[Please try to not contact me directly when it is about B.A.T.M.A.N. related things and at least Cc the official mailing list]
On Montag, 5. März 2018 19:04:29 CET Paul Becue wrote:
We are working on a device with a mesh network. We are doing tests with WiFi ad-hoc networks, and we tested last week BATMAN-adv and also babeld on a Raspberry Pi 3 with a Ralink dongle attached to it. The results were very good.
[..]
Could you give me some hints where I have to look for hardware and what kind of hardware I have to look for? I have the impression that there is something that I don't see in the whole story. I hope ad-hoc WiFi is still a technology that is up to date. Or is there a technology that replaces it?
Yes, IBSS is becoming a problem at the moment. You can try QCA ath10k hardware with Ben Greears firmware [1] or Mediathek with the mt76 driver [2] when you want up-to-date HW. There is still some ath9k based stuff around when 802.11n is enough.
Otherwise you might try to replace IBSS with meshpoint interfaces. Just setup it like 802.11s but with forwarding disabled [3]. This works at least with ath10k based HW and the official QCA ath10k firmware.

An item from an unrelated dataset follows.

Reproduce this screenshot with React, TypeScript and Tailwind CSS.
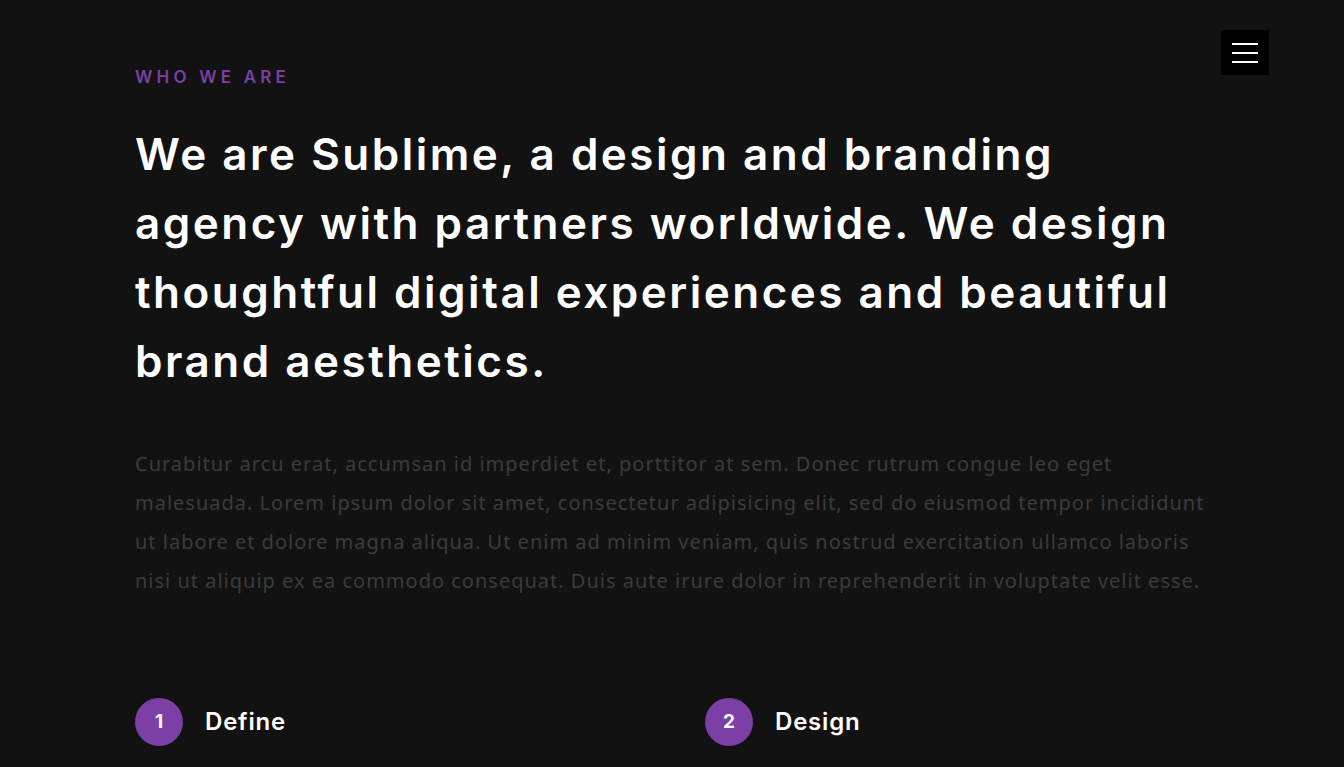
const steps = [
  { n: 1, title: 'Define' },
  { n: 2, title: 'Design' },
];

function MenuButton() {
  return (
    <button className="absolute right-[75px] top-[30px] flex h-[45px] w-[48px] flex-col items-center justify-center gap-[7px] bg-black">
      <span className="block h-[2px] w-[26px] bg-white" />
      <span className="block h-[2px] w-[26px] bg-white" />
      <span className="block h-[2px] w-[26px] bg-white" />
    </button>
  );
}

export default function App() {
  return (
    <div className="relative min-h-[767px] overflow-hidden bg-[#121212]">
      <MenuButton />
      <section className="pl-[135px] pr-[100px] pt-[66px]">
        <p className="font-['Inter',sans-serif] text-[17px] font-semibold uppercase leading-[22px] tracking-[4.2px] text-[#7b3fa6]">
          Who we are
        </p>
        <h2 className="mt-[32px] whitespace-nowrap font-['Inter',sans-serif] text-[44px] font-semibold leading-[69px] tracking-[2.5px] text-white">
          We are Sublime, a design and branding
          <br />
          agency with partners worldwide. We design
          <br />
          thoughtful digital experiences and beautiful
          <br />
          brand aesthetics.
        </h2>
        <p className="mt-[48px] whitespace-nowrap font-['Noto_Sans',sans-serif] text-[20px] leading-[39px] tracking-[1px] text-[#3c3c3c]">
          Curabitur arcu erat, accumsan id imperdiet et, porttitor at sem. Donec rutrum congue leo eget
          <br />
          malesuada. Lorem ipsum dolor sit amet, consectetur adipisicing elit, sed do eiusmod tempor incididunt
          <br />
          ut labore et dolore magna aliqua. Ut enim ad minim veniam, quis nostrud exercitation ullamco laboris
          <br />
          nisi ut aliquip ex ea commodo consequat. Duis aute irure dolor in reprehenderit in voluptate velit esse.
        </p>
        <div className="mt-[98px] grid w-[1140px] grid-cols-2">
          {steps.map((s) => (
            <div key={s.n} className="flex items-center gap-[22px]">
              <span className="flex h-[48px] w-[48px] items-center justify-center rounded-full bg-[#7b3fa6] font-['Inter',sans-serif] text-[19px] font-bold text-white">
                {s.n}
              </span>
              <h3 className="font-['Inter',sans-serif] text-[24px] font-semibold tracking-[0.8px] text-white">{s.title}</h3>
            </div>
          ))}
        </div>
      </section>
    </div>
  );
}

But HW which uses ath10k and other things which uses special firmware which prevents you from using your "own" rate control algorith are a no-go when you want to use throughput based metrics (as in B.A.T.M.A.N. V or olsrd2). Then you should stick either with ath9k or mt76 compatible HW.
Btw. my tests of mt76 showed performance and stability problems in the past. This may have changed by recent fixes in the driver but I don't know the current state.